▶ [What is needed] Without the images, write out the whole listing exactly.

▶ [Provided material]
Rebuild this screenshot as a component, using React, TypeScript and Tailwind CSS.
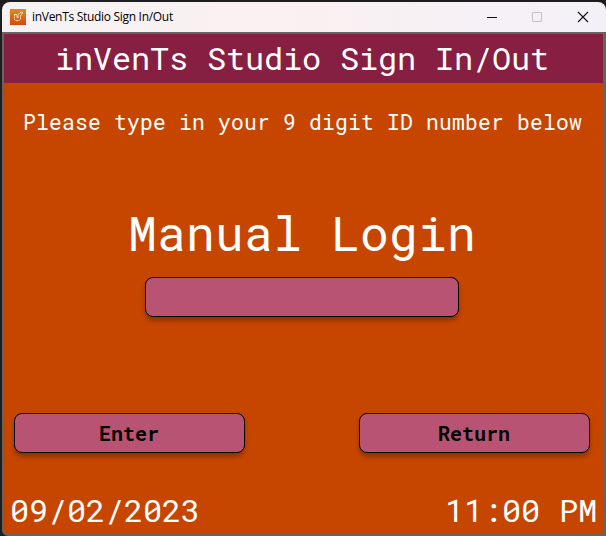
function TitleBar() {
  return (
    <div className="flex h-[30px] items-center rounded-t-lg bg-gradient-to-r from-[#f6f2f3] via-[#f9f0f1] to-[#f3f1f8] pl-2 text-black">
      <svg width="16" height="16" viewBox="0 0 16 16" className="shrink-0">
        <defs>
          <linearGradient id="tile" x1="0" y1="0" x2="0" y2="1">
            <stop offset="0" stopColor="#e08a20" />
            <stop offset="1" stopColor="#d5480c" />
          </linearGradient>
        </defs>
        <rect width="16" height="16" fill="url(#tile)" />
        <g fill="none" stroke="#fff0d8" strokeWidth="0.9">
          <path d="M4.5 5v5.5l1.5 1.2h3l1.5-1.7V6.5" strokeDasharray="2 .5" />
          <path d="M5 5.5h2v4M8 9V5.5L10.5 4M10 3.5l2.5-.5-.5 2.5-1.5 1" strokeDasharray="2 .5" />
        </g>
      </svg>
      <span className="ml-[6px] whitespace-nowrap font-['Open_Sans','Noto_Sans',sans-serif] text-[12px] leading-[16px] tracking-[-0.3px]">
        inVenTs Studio Sign In/Out
      </span>
      <div className="ml-auto flex items-center pb-px pr-[17px]">
        <svg width="102" height="12" viewBox="0 0 102 12" fill="none">
          <path d="M0 6.5h10" stroke="#111" />
          <rect x="45.5" y="1.5" width="9" height="9" rx="0.5" stroke="#c6c1c4" />
          <path d="m91 1 10 10M101 1 91 11" stroke="#111" strokeWidth="1.1" />
        </svg>
      </div>
    </div>
  );
}

function Button({ label }: { label: string }) {
  return (
    <button className="h-10 w-[231px] rounded-lg border border-black bg-[#b95374] pr-px text-[20px] font-bold leading-[38px] text-black shadow-[0_4px_4px_rgba(0,0,0,0.25)]">
      {label}
    </button>
  );
}

export default function App() {
  return (
    <div className="h-[536px] w-[606px] overflow-hidden bg-[#1e1e20] pl-[2px] pt-[2px]">
      <TitleBar />
      <div className="flex h-[504px] w-[604px] flex-col rounded-bl-md border-2 border-[#666361] bg-[#c64600] font-['Roboto_Mono','Noto_Sans_Mono',monospace] text-white">
        <header className="mr-px h-[49px] whitespace-nowrap bg-[#861f41] pl-[51px] text-[32px] leading-[47px] tracking-[-0.2px]">
          inVenTs Studio Sign In/Out
        </header>
        <p className="mt-[25px] whitespace-nowrap pl-[19px] text-[21.33px] leading-[28px] tracking-[0.2px]">
          Please type in your 9 digit ID number below
        </p>
        <h1 className="mt-[65px] whitespace-nowrap pl-[124px] text-[48px] leading-[63px] tracking-[0.2px]">Manual Login</h1>
        <input
          aria-label="ID number"
          className="ml-[141px] mt-[13px] h-10 w-[314px] rounded-lg border border-black bg-[#b95374] shadow-[0_4px_4px_rgba(0,0,0,0.25)] outline-none"
        />
        <div className="mt-24 flex justify-between pl-[10px] pr-[14px]">
          <Button label="Enter" />
          <Button label="Return" />
        </div>
        <footer className="mt-[36px] flex justify-between whitespace-nowrap pl-[6px] pr-[7px] text-[32px] leading-[42px] tracking-[-0.2px]">
          <span>09/02/2023</span>
          <span>11:00 PM</span>
        </footer>
      </div>
    </div>
  );
}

▶ [Solution to this problem]
Rebuild this screenshot as a component, using React, TypeScript and Tailwind CSS.
function TitleBar() {
  return (
    <div className="flex h-[30px] items-center rounded-t-lg bg-gradient-to-r from-[#f6f2f3] via-[#f9f0f1] to-[#f3f1f8] pl-2 text-black">
      <svg width="16" height="16" viewBox="0 0 16 16" className="shrink-0">
        <defs>
          <linearGradient id="tile" x1="0" y1="0" x2="0" y2="1">
            <stop offset="0" stopColor="#e08a20" />
            <stop offset="1" stopColor="#d5480c" />
          </linearGradient>
        </defs>
        <rect width="16" height="16" fill="url(#tile)" />
        <g fill="none" stroke="#fff0d8" strokeWidth="0.9">
          <path d="M4.5 5v5.5l1.5 1.2h3l1.5-1.7V6.5" strokeDasharray="2 .5" />
          <path d="M5 5.5h2v4M8 9V5.5L10.5 4M10 3.5l2.5-.5-.5 2.5-1.5 1" strokeDasharray="2 .5" />
        </g>
      </svg>
      <span className="ml-[6px] whitespace-nowrap font-['Open_Sans','Noto_Sans',sans-serif] text-[12px] leading-[16px] tracking-[-0.3px]">
        inVenTs Studio Sign In/Out
      </span>
      <div className="ml-auto flex items-center pb-px pr-[17px]">
        <svg width="102" height="12" viewBox="0 0 102 12" fill="none">
          <path d="M0 6.5h10" stroke="#111" />
          <rect x="45.5" y="1.5" width="9" height="9" rx="0.5" stroke="#c6c1c4" />
          <path d="m91 1 10 10M101 1 91 11" stroke="#111" strokeWidth="1.1" />
        </svg>
      </div>
    </div>
  );
}

function Button({ label }: { label: string }) {
  return (
    <button className="h-10 w-[231px] rounded-lg border border-black bg-[#b95374] pr-px text-[20px] font-bold leading-[38px] text-black shadow-[0_4px_4px_rgba(0,0,0,0.25)]">
      {label}
    </button>
  );
}

export default function App() {
  return (
    <div className="h-[536px] w-[606px] overflow-hidden bg-[#1e1e20] pl-[2px] pt-[2px]">
      <TitleBar />
      <div className="flex h-[504px] w-[604px] flex-col rounded-bl-md border-2 border-[#666361] bg-[#c64600] font-['Roboto_Mono','Noto_Sans_Mono',monospace] text-white">
        <header className="mr-px h-[49px] whitespace-nowrap bg-[#861f41] pl-[51px] text-[32px] leading-[47px] tracking-[-0.2px]">
          inVenTs Studio Sign In/Out
        </header>
        <p className="mt-[25px] whitespace-nowrap pl-[19px] text-[21.33px] leading-[28px] tracking-[0.2px]">
          Please type in your 9 digit ID number below
        </p>
        <h1 className="mt-[65px] whitespace-nowrap pl-[124px] text-[48px] leading-[63px] tracking-[0.2px]">Manual Login</h1>
        <input
          aria-label="ID number"
          className="ml-[141px] mt-[13px] h-10 w-[314px] rounded-lg border border-black bg-[#b95374] shadow-[0_4px_4px_rgba(0,0,0,0.25)] outline-none"
        />
        <div className="mt-24 flex justify-between pl-[10px] pr-[14px]">
          <Button label="Enter" />
          <Button label="Return" />
        </div>
        <footer className="mt-[36px] flex justify-between whitespace-nowrap pl-[6px] pr-[7px] text-[32px] leading-[42px] tracking-[-0.2px]">
          <span>09/02/2023</span>
          <span>11:00 PM</span>
        </footer>
      </div>
    </div>
  );
}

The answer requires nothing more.